[START Dataset excerpt]

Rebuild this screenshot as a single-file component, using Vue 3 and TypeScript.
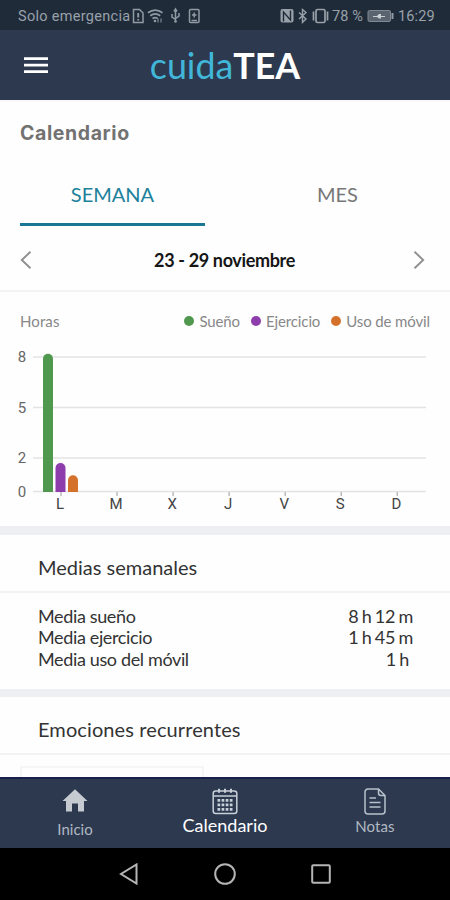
<script setup lang="ts">
interface Series {
  name: string
  color: string
  hours: number
}

const series: Series[] = [
  { name: 'Sueño', color: '#51984f', hours: 8.2 },
  { name: 'Ejercicio', color: '#8e3dad', hours: 1.7 },
  { name: 'Uso de móvil', color: '#d4722c', hours: 0.97 },
]

const days: string[] = ['L', 'M', 'X', 'J', 'V', 'S', 'D']
const gridHours: number[] = [8, 5, 2, 0]

const averages = [
  { label: 'Media sueño', value: '8 h 12 m' },
  { label: 'Media ejercicio', value: '1 h 45 m' },
  { label: 'Media uso del móvil', value: '1 h', short: true },
]

const baseY = 151.5
const hourY = (h: number): number => baseY - h * 16.8
const dayX = (i: number): number => 61 + i * 56.05

function barPath(s: Series, i: number): string {
  const x = 43 + i * 12.5
  const top = hourY(s.hours)
  return `M${x} ${baseY + 0.5}V${top + 5}a5 5 0 0 1 10 0V${baseY + 0.5}Z`
}
</script>

<template>
  <main class="phone">
    <div class="status">
      <span class="carrier">Solo emergencia</span>
      <svg class="status-left" width="70" height="18" viewBox="0 0 70 18" fill="none" stroke="#909aa4" stroke-width="1.5">
        <path d="M2.500 2.500h6l3.500 3.500v9.500H2.500z" />
        <path d="M7.200 6v4.500M7.200 12v1.600" stroke-width="1.900" />
        <path d="M17 5.800q7.200-5.500 14.500 0M19.200 8.800q5-3.800 10 0M21.500 11.600q2.600-2 5.200 0" stroke-width="1.700" />
        <circle cx="24" cy="14" r="1.300" fill="#909aa4" stroke="none" />
        <path d="M27 15.500v-4M30 11.500v4" stroke-width="1" />
        <path d="M44.500 3v12M41 7v3l3.500 2.500M48 6v3l-3.500 2.500M43 4.500l1.500-2.500 1.500 2.500" />
        <circle cx="44.500" cy="14.500" r="1.300" fill="#909aa4" stroke="none" />
        <rect x="58.500" y="2.500" width="9.500" height="13" rx="1" />
        <path d="M63.200 5.500v5M61 8h4.500M60.500 13.500h5.500" />
      </svg>
      <svg class="status-right" width="53" height="18" viewBox="0 0 53 18" fill="none" stroke="#98a1aa" stroke-width="1.400">
        <rect x="1.500" y="2" width="13" height="13.500" rx="2" fill="#98a1aa" stroke="none" />
        <path d="M4.500 14.500V5l7 8V3.500" stroke="#202b39" stroke-width="1.400" />
        <path d="M20 5.500l7 6.500-3.500 3.300V2.500L27 5.500 20 12" />
        <rect x="37" y="2.500" width="9" height="13" rx="1.500" stroke-width="1.700" />
        <path d="M34.500 4.500v9M48.500 4.500v9" stroke-width="1.700" />
      </svg>
      <span class="percent">78 %</span>
      <svg class="battery" width="28" height="18" viewBox="0 0 28 18">
        <rect x="1" y="3.500" width="22.500" height="11" rx="1.500" fill="#5a6470" stroke="#7f8993" />
        <path d="M6 9h4l2-2h2v2h4v1h-4v1.500h-2L10 10H6z" fill="#c9ced3" />
        <path d="M25.500 6v6" stroke="#909aa4" stroke-width="2" />
      </svg>
      <span class="clock">16:29</span>
    </div>

    <header class="topbar">
      <svg class="burger" width="24" height="18" viewBox="0 0 24 18">
        <path d="M0 2.700h24M0 9.200h24M0 15.700h24" stroke="#fff" stroke-width="2.800" />
      </svg>
      <h1 class="logo"><span class="logo-light">cuida</span><b>TEA</b></h1>
    </header>

    <section class="calendar">
      <h2 class="page-title">Calendario</h2>
      <nav class="tabs">
        <div class="tab active"><span>SEMANA</span></div>
        <div class="tab"><span>MES</span></div>
      </nav>
      <div class="week">
        <svg width="12" height="20" viewBox="0 0 12 20" fill="none" stroke="#8f8f8f" stroke-width="1.900"><path d="M10.500 1.700L1.800 10l8.700 8.300" /></svg>
        <strong>23 - 29 noviembre</strong>
        <svg width="12" height="20" viewBox="0 0 12 20" fill="none" stroke="#8f8f8f" stroke-width="1.900"><path d="M1.500 1.700L10.200 10l-8.700 8.300" /></svg>
      </div>
    </section>

    <section class="chart">
      <div class="legend">
        <span class="unit">Horas</span>
        <span v-for="s in series" :key="s.name" class="key">
          <i :style="{ background: s.color }"></i><span>{{ s.name }}</span>
        </span>
      </div>
      <svg class="plot" width="450" height="186" viewBox="0 0 450 186">
        <g v-for="h in gridHours" :key="h">
          <path :d="`M33 ${hourY(h)}H426`" class="grid" />
          <text x="22" :y="hourY(h) + 5" text-anchor="middle" class="axis">{{ h }}</text>
        </g>
        <g v-for="(d, i) in days" :key="d">
          <path :d="`M${dayX(i)} 152v4`" class="tick" />
          <text :x="dayX(i) - 1" y="169" text-anchor="middle" class="axis day">{{ d }}</text>
        </g>
        <path v-for="(s, i) in series" :key="s.name" :d="barPath(s, i)" :fill="s.color" />
      </svg>
    </section>

    <section class="block averages">
      <h3>Medias semanales</h3>
      <dl>
        <div v-for="a in averages" :key="a.label" class="row">
          <dt>{{ a.label }}</dt>
          <dd :class="{ short: a.short }">{{ a.value }}</dd>
        </div>
      </dl>
    </section>

    <section class="block emotions">
      <h3 class="wide">Emociones recurrentes</h3>
      <div class="emotion-card"></div>
    </section>

    <nav class="bottom">
      <div class="item home">
        <svg width="26" height="24" viewBox="0 0 26 24"><path d="M13 1.300L25.500 13H22v10.500h-6v-8h-6v8H4V13H.5z" fill="#c5cbd1" /></svg>
        <span>Inicio</span>
      </div>
      <div class="item current">
        <svg width="26" height="27" viewBox="0 0 26 27" fill="none" stroke="#c7d0d9" stroke-width="1.500">
          <rect x="1.200" y="3" width="23.600" height="22.500" rx="2.500" />
          <path d="M1.500 8h23" />
          <path d="M7 .8v4M13 .8v4M19 .8v4" stroke-width="2" />
          <path d="M5.500 12.300h15M5.500 16.800h15M5.500 21.300h15" stroke-width="2.700" stroke-dasharray="2.700 1.400" />
        </svg>
        <span>Calendario</span>
      </div>
      <div class="item notes">
        <svg width="22" height="27" viewBox="0 0 22 27" fill="none" stroke="#b7c1cc" stroke-width="1.500">
          <path d="M14.500 1H4a3 3 0 0 0-3 3v19a3 3 0 0 0 3 3h14a3 3 0 0 0 3-3V7.500zV5a2.500 2.500 0 0 0 2.500 2.500H21" />
          <path d="M5.500 10H12M5.500 14.500h11M5.500 19h11" />
        </svg>
        <span>Notas</span>
      </div>
    </nav>

    <div class="system">
      <svg width="20" height="22" viewBox="0 0 20 22"><path d="M17.500 1.500v19L2 11z" /></svg>
      <svg width="22" height="22" viewBox="0 0 22 22"><circle cx="11" cy="11" r="9.800" /></svg>
      <svg width="20" height="20" viewBox="0 0 20 20"><rect x="1.200" y="1.200" width="17.600" height="17.600" rx="1" /></svg>
    </div>
  </main>
</template>

<style>
body {
  margin: 0;
  background: #fff;
}
</style>

<style scoped>
.phone {
  width: 450px;
  height: 900px;
  overflow: hidden;
  display: flex;
  flex-direction: column;
  background: #fefefe;
  font-family: Lato, 'Liberation Sans', sans-serif;
  color: #333;
}
.phone > * {
  flex: none;
  box-sizing: border-box;
}
h1, h2, h3, dl, dd {
  margin: 0;
  font-weight: 400;
}
svg {
  display: block;
  flex: none;
}
.status {
  height: 30px;
  display: flex;
  align-items: center;
  padding: 2px 15px 0 18px;
  background: #202b39;
  color: #98a1aa;
  font: 14.5px/28px Roboto, sans-serif;
  white-space: nowrap;
}
.status span {
  position: relative;
  top: 1px;
}
.carrier {
  width: 113px;
  letter-spacing: 0.3px;
}
.status-left {
  margin-right: 78px;
}
.percent {
  width: 34px;
  letter-spacing: 0.1px;
}
.battery {
  margin-left: 1px;
  margin-right: 3px;
}
.clock {
  letter-spacing: 0.15px;
}
.topbar {
  height: 70px;
  display: grid;
  grid-template-columns: 24px 1fr 24px;
  align-items: center;
  padding: 0 24px;
  background: #2d394f;
}
.logo {
  text-align: center;
  font-size: 35.8px;
  line-height: 71px;
  height: 70px;
  color: #fff;
}
.logo-light {
  color: #41b6d8;
}
.calendar {
  height: 192px;
  border-bottom: 2px solid #f3f3f4;
  border-top: 2px solid #f8f8f8;
}
.page-title {
  padding: 18px 20px 0;
  font: 700 19.5px/26px Inter, sans-serif;
  letter-spacing: 0.6px;
  color: #727272;
}
.tabs {
  display: grid;
  grid-template-columns: 185px 185px;
  gap: 40px;
  padding: 18px 20px 0;
}
.tab {
  height: 59px;
  display: flex;
  justify-content: center;
  font-size: 20px;
  line-height: 61px;
  color: #777;
  border-bottom: 3px solid transparent;
}
.tab.active {
  color: #20819b;
  border-color: #1b7796;
}
.week {
  height: 66px;
  display: flex;
  align-items: center;
  justify-content: space-between;
  padding: 1px 25px 0 20px;
}
.week strong {
  font-size: 18px;
  letter-spacing: -0.35px;
  padding-left: 4px;
  color: #161616;
}
.chart {
  height: 234px;
}
.legend {
  height: 42px;
  padding: 0 20px;
  display: flex;
  align-items: flex-end;
  gap: 11px;
  font-size: 15px;
  line-height: 21px;
  color: #888;
  letter-spacing: -0.12px;
}
.legend > * {
  margin-bottom: 2px;
}
.legend .unit {
  margin-right: auto;
  letter-spacing: 0.1px;
}
.key {
  display: flex;
  align-items: center;
  gap: 5px;
}
.key i {
  width: 10px;
  height: 10px;
  margin-top: -2px;
  border-radius: 50%;
}
.plot {
  margin-top: 6px;
}
.grid {
  stroke: #e3e3e3;
  stroke-width: 1.5;
}
.tick {
  stroke: #bbb;
  stroke-width: 1.5;
}
.axis {
  font-family: Roboto, sans-serif;
  font-size: 15px;
  fill: #666;
}
.day {
  fill: #444;
}
.block {
  border-top: 9px solid #eeeff2;
}
.block h3 {
  height: 58px;
  padding: 4px 38px 0;
  box-sizing: border-box;
  border-bottom: 2px solid #f3f3f4;
  font-size: 20px;
  line-height: 56px;
}
.block h3.wide {
  letter-spacing: 0.1px;
}
.averages {
  height: 163px;
}
.averages dl {
  padding: 13px 37px 0 38px;
}
.row {
  display: flex;
  justify-content: space-between;
  font-size: 18px;
  line-height: 21.4px;
  letter-spacing: -0.36px;
}
.row dd {
  word-spacing: -1.2px;
  letter-spacing: -0.2px;
}
.row .short {
  padding-right: 4px;
}
.emotions {
  height: 88px;
  border-top-width: 8px;
}
.emotion-card {
  width: 184px;
  height: 12px;
  box-sizing: border-box;
  margin: 11px 0 0 20px;
  border: 2px solid #f6f6f7;
  border-bottom: 0;
}
.bottom {
  height: 71px;
  display: grid;
  grid-template-columns: repeat(3, 150px);
  background: #2d394f;
  border-top: 2px solid #17204a;
}
.item {
  display: flex;
  flex-direction: column;
  align-items: center;
  padding-top: 9px;
  font-size: 15px;
  line-height: 20px;
  color: #b0b8c2;
}
.home span {
  margin-top: 7px;
}
.notes span {
  margin-top: 1px;
  letter-spacing: 0.1px;
}
.current span {
  font-size: 18px;
  color: #fff;
}
.system {
  height: 52px;
  display: flex;
  align-items: center;
  justify-content: center;
  gap: 75px;
  background: #000;
}
.system svg {
  fill: none;
  stroke: #b5b5b5;
  stroke-width: 2;
}
</style>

[END Dataset excerpt]

§ Requirement
Skip the pictures, please, and transcribe only the lines from the beginning of the material through the one that contains "const gridHours: number[] = [8, 5, 2, 0]".

§ Exercise result
Rebuild this screenshot as a single-file component, using Vue 3 and TypeScript.
<script setup lang="ts">
interface Series {
  name: string
  color: string
  hours: number
}

const series: Series[] = [
  { name: 'Sueño', color: '#51984f', hours: 8.2 },
  { name: 'Ejercicio', color: '#8e3dad', hours: 1.7 },
  { name: 'Uso de móvil', color: '#d4722c', hours: 0.97 },
]

const days: string[] = ['L', 'M', 'X', 'J', 'V', 'S', 'D']
const gridHours: number[] = [8, 5, 2, 0]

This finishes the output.